Karen moved up to Northern California a few years back. Actually she was forced to make a change after her rental home was sold and she was “tossed out.” A potter built her current home and it has that artistic feel. Originally, the studio was inside the house but the dust and soot got to be too much, and Karen remodeled, moving her studio into the garage. A state of the art kitchen now occupies the space where the in-home studio used to be, and her living space is home to an eclectic art collection including sculpture from ceramicist Tony Natsoulas, sculptor Patrick Amiot, photographer Roman Loranc, and one prized Lucienne Bloch photograph of Frido Kahlo. “I’m surrounded by wonderful art,” she says simply.

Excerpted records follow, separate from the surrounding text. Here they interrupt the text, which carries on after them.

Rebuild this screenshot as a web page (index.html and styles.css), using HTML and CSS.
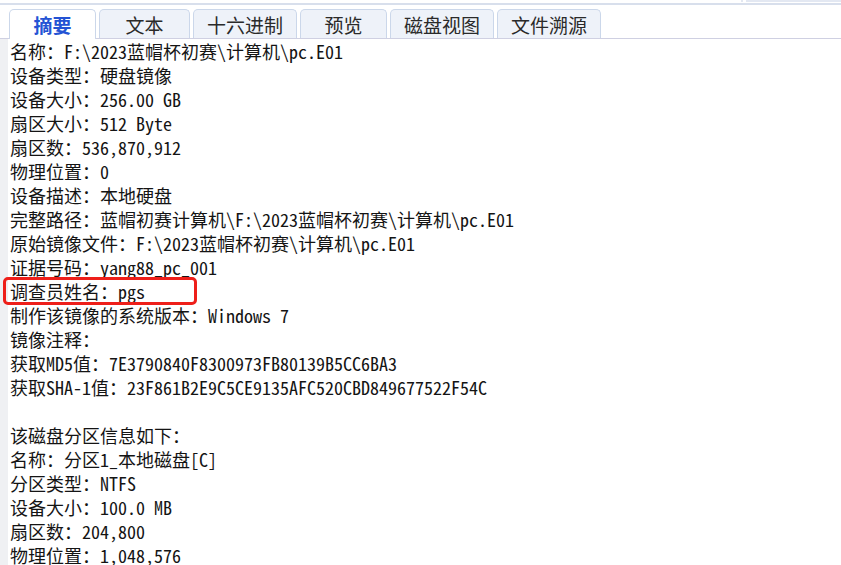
FILE: index.html
```html
<!DOCTYPE html>
<html lang="zh-CN">
<head>
<meta charset="utf-8">
<title>摘要</title>
<link rel="stylesheet" href="styles.css">
</head>
<body>
<div class="top-edge"><span class="tick"></span><span class="strip"></span></div>
<div class="tabbar">
  <div class="tab active">摘要</div>
  <div class="tab wide">文本</div>
  <div class="tab">十六进制</div>
  <div class="tab">预览</div>
  <div class="tab">磁盘视图</div>
  <div class="tab">文件溯源</div>
</div>
<div class="panel">
  <div class="gutter"></div>
  <div class="content">
    <div class="line">名称：F:\2023蓝帽杯初赛\计算机\pc.E01</div>
    <div class="line">设备类型：硬盘镜像</div>
    <div class="line">设备大小：256.00 GB</div>
    <div class="line">扇区大小：512 Byte</div>
    <div class="line">扇区数：536,870,912</div>
    <div class="line">物理位置：0</div>
    <div class="line">设备描述：本地硬盘</div>
    <div class="line">完整路径：蓝帽初赛计算机\F:\2023蓝帽杯初赛\计算机\pc.E01</div>
    <div class="line">原始镜像文件：F:\2023蓝帽杯初赛\计算机\pc.E01</div>
    <div class="line">证据号码：yang88_pc_001</div>
    <div class="line flagged">调查员姓名：pgs</div>
    <div class="line">制作该镜像的系统版本：Windows 7</div>
    <div class="line">镜像注释：</div>
    <div class="line">获取MD5值：7E3790840F8300973FB80139B5CC6BA3</div>
    <div class="line">获取SHA-1值：23F861B2E9C5CE9135AFC520CBD849677522F54C</div>
    <div class="line blank"></div>
    <div class="line">该磁盘分区信息如下：</div>
    <div class="line">名称：分区1_本地磁盘[C]</div>
    <div class="line">分区类型：NTFS</div>
    <div class="line">设备大小：100.0 MB</div>
    <div class="line">扇区数：204,800</div>
    <div class="line">物理位置：1,048,576</div>
  </div>
</div>
</body>
</html>
```

FILE: styles.css
```css
html, body {
  margin: 0;
  padding: 0;
  background: #ffffff;
  height: 100%;
  overflow: hidden;
}

body {
  font-family: "Noto Sans CJK SC", "Noto Sans", sans-serif;
  color: #111;
}

.top-edge {
  height: 2px;
  display: flex;
  justify-content: flex-end;
  gap: 3px;
}

.top-edge .tick {
  width: 2px;
  background: #e3e8f2;
}

.top-edge .strip {
  width: 95px;
  background: #e3e8f2;
}

.tabbar {
  margin-top: 1px;
  border-top: 2px solid #d8dfec;
  display: flex;
  align-items: flex-end;
  gap: 3px;
  padding: 4px 0 0 9px;
  height: 29px;
  border-bottom: 1px solid #cfd0e2;
}

.tab {
  box-sizing: border-box;
  height: 29px;
  min-width: 87px;
  padding: 0 13px;
  display: flex;
  align-items: center;
  justify-content: center;
  font-size: 19px;
  line-height: 1;
  color: #2a2a2a;
  background: #eef2f9;
  border: 1px solid #cbd7ea;
  border-bottom: none;
  border-radius: 5px 5px 0 0;
}

.tab.wide {
  min-width: 91px;
}

.tab.active {
  background: #ffffff;
  color: #2453d4;
  font-weight: 700;
  height: 30px;
  margin-bottom: -1px;
}

.panel {
  display: flex;
  height: 540px;
}

.gutter {
  width: 8px;
  flex: none;
  background: #eff0f3;
}

.content {
  padding-left: 2px;
  font-family: "Noto Sans Mono CJK SC", "Noto Sans CJK SC", "Liberation Mono", monospace;
  font-size: 18px;
  color: #141414;
}

.line {
  height: 24px;
  line-height: 24px;
  white-space: pre;
}

.line.flagged {
  position: relative;
}

.line.flagged::after {
  content: "";
  position: absolute;
  box-sizing: border-box;
  top: -2px;
  bottom: -2px;
  left: -7px;
  width: 194px;
  border: 3px solid #ee1f1a;
  border-radius: 5px;
}
```
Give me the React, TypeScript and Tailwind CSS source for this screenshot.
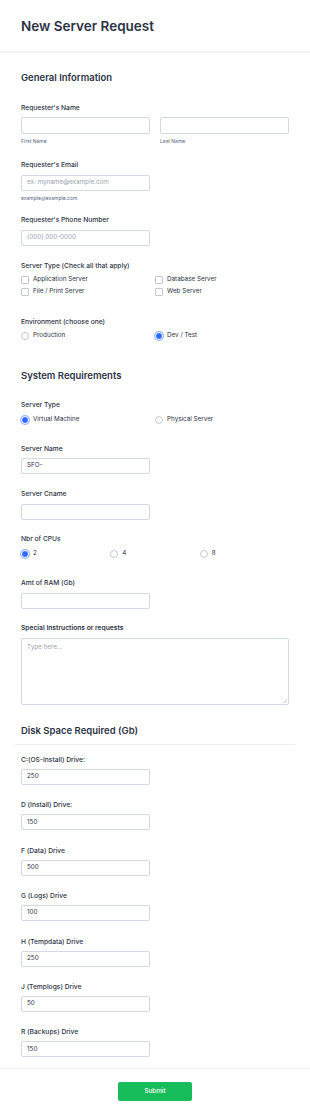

She still loves to cook and occasionally has friends over to enjoy her culinary skills, but for the most part Karen lives a solitary life. She sometimes travels to art openings, but even then she doesn’t like it. Karen thrives on the routine, and it’s the art that keeps her going. “Everyday I work until I can’t anymore, and then I’m on the couch with my four cats. They are my babies. They don’t talk back and they don’t bug me. I’m happily alone,” she laughs, and seems to genuinely mean it. With a bad back that leaves her with chronic pain, and now a pinched nerve, Shapiro admits to feeling the pressure of time. “My head is still twenty something, but the body is not. My work is very physical. I just keep hoping this old body will give me a lot more years because I would go totally nuts if I couldn’t work.” Shapiro does not work 24/7 in order to secure her artistic legacy. She is not driven by unbridled ambition. For this artist it is a simple equation; the art is like the air she breathes to live. If you are looking for deep meaning and metaphors in her art – subtle commentary on American consumerism perhaps – she won’t stop you, but it is not the motivation. It may be hard to believe in a world that expects art to come with intellectual pedigree, but in this case, Shapiro makes things that make her smile, and that also strike a chord with ordinary people. It really is that simple.